_AIM_
Please set down all the lines beneath this one exactly, without the pictures.

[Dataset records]
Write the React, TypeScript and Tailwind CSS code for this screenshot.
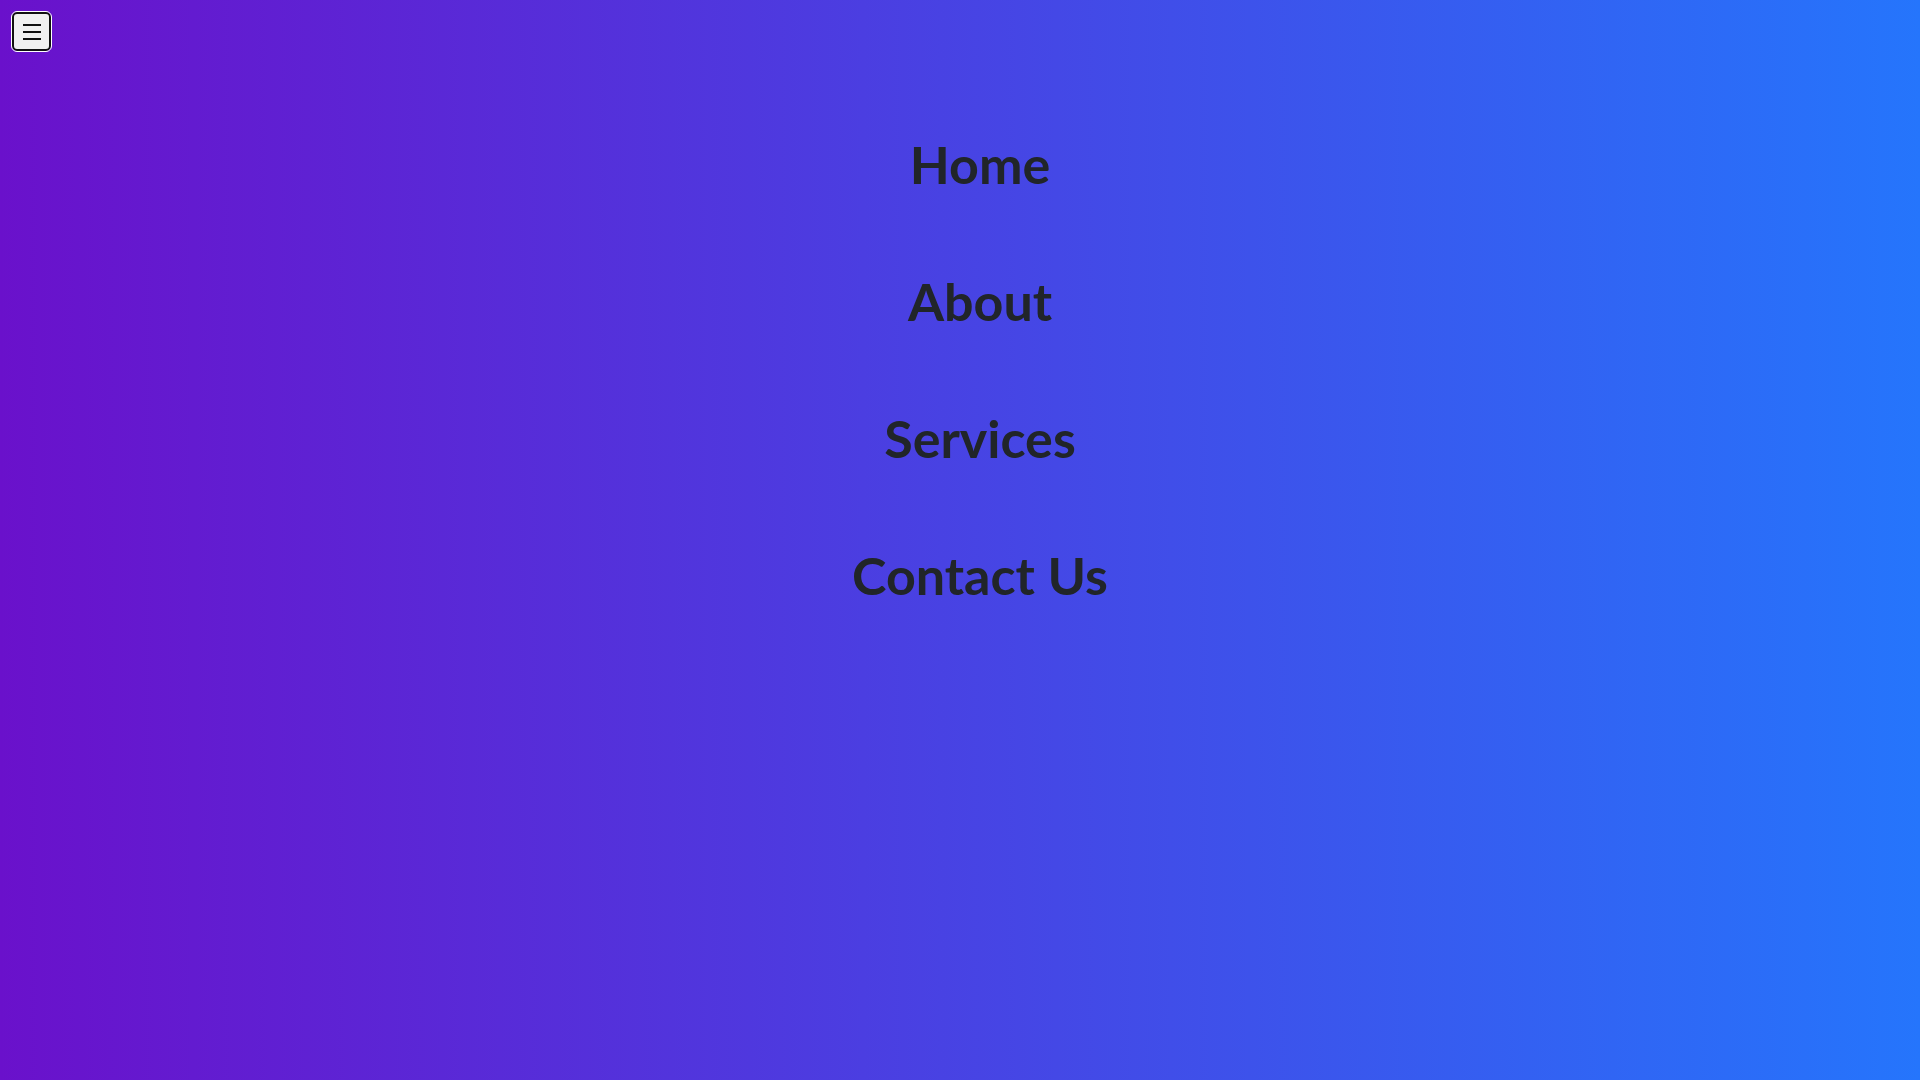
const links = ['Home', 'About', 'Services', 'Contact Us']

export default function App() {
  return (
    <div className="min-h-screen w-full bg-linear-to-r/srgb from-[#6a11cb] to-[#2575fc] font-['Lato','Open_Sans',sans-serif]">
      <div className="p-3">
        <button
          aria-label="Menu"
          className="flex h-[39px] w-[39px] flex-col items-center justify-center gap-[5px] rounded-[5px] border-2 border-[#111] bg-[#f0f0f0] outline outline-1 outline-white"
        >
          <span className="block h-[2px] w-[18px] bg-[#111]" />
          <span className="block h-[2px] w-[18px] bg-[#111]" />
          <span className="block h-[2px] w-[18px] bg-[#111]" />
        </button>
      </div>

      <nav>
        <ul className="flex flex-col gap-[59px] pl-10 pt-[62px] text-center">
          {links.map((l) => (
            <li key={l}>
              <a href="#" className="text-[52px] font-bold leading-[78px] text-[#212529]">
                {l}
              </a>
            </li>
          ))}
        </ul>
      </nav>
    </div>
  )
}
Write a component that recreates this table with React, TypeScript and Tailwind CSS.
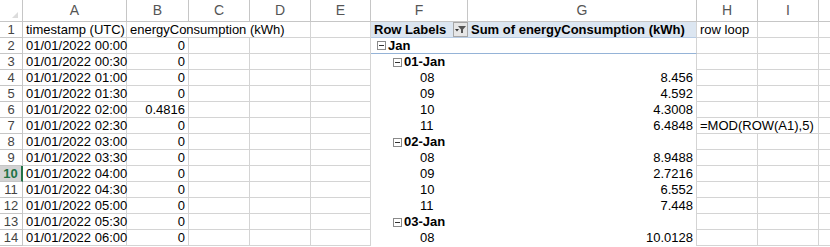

_SOLUTION BELOW_
Write the React, TypeScript and Tailwind CSS code for this screenshot.
const links = ['Home', 'About', 'Services', 'Contact Us']

export default function App() {
  return (
    <div className="min-h-screen w-full bg-linear-to-r/srgb from-[#6a11cb] to-[#2575fc] font-['Lato','Open_Sans',sans-serif]">
      <div className="p-3">
        <button
          aria-label="Menu"
          className="flex h-[39px] w-[39px] flex-col items-center justify-center gap-[5px] rounded-[5px] border-2 border-[#111] bg-[#f0f0f0] outline outline-1 outline-white"
        >
          <span className="block h-[2px] w-[18px] bg-[#111]" />
          <span className="block h-[2px] w-[18px] bg-[#111]" />
          <span className="block h-[2px] w-[18px] bg-[#111]" />
        </button>
      </div>

      <nav>
        <ul className="flex flex-col gap-[59px] pl-10 pt-[62px] text-center">
          {links.map((l) => (
            <li key={l}>
              <a href="#" className="text-[52px] font-bold leading-[78px] text-[#212529]">
                {l}
              </a>
            </li>
          ))}
        </ul>
      </nav>
    </div>
  )
}
Write a component that recreates this table with React, TypeScript and Tailwind CSS.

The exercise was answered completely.